Hello again. It’s been less than a week and I’m posting again. What it this madness?
Alright. So, finally, seven days in, I’ve finished my plan for my series . . . Except I really actually haven’t. Sure, I still need to finish the plan for book number five, but that’s set years after the other four, so won’t need to be so tightly connected with the other four.
Anyway, it’s day seven and now I’m finally ready to shut up and actually write. I guess that means a novel isn’t really born. I haven’t even written a word into the first draft. So at best, I would say that my novel at the stage of conception . . . What the heck am I talking about?
So, now that I have a plan/rough-ish outline, I should be able to actually finish it. Should. If I don’t . . . Well, I don’t know. I can’t imagine that will happen, because now I know what’s happening. Now I know virtually everything important (and some not important) that happens (except for how to start this thing, which is the part that I really should have planned first, seeing as how that’s the part I always have trouble with).
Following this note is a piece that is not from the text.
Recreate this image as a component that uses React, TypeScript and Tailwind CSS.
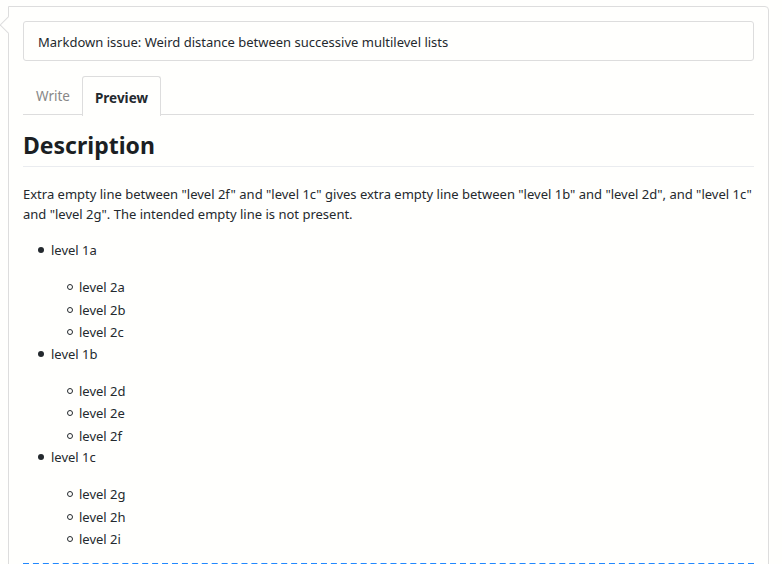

I guess now I can participate in Camp NaNoWriMo without banging my head on my laptop with the knowledge that I would never be able to salvage the monstrosity that I wrote. And even though I said I wasn’t aiming to write 50000 words by the end of it, I still set my personal goal to 75000 words, because that’s how many words I estimate it would take me to finish book number one (which I’ve named Syndicate, and named the series Vital Strike. You know. Because all of you were just dying to know).
To conclude, when I hit the “Publish Post” button on this blog post, the first thing I’m going to do is go into my word document and stare at the blank page while I try to figure out just how to get this train rolling. I’m going to attempt to write 75000 words for the novel, even though I said I wasn’t even aiming for 50000 words (because that totally makes sense). And I’m . . . well, I guess that’s it. I’m going to go attempt to finally conquer this damn novel and laugh maniacally when it likely drives me further into insanity and makes me tear this laptop to pieces with my teeth and never think about writing again.
Don’t expect an update. See you all when I’m done with this thing.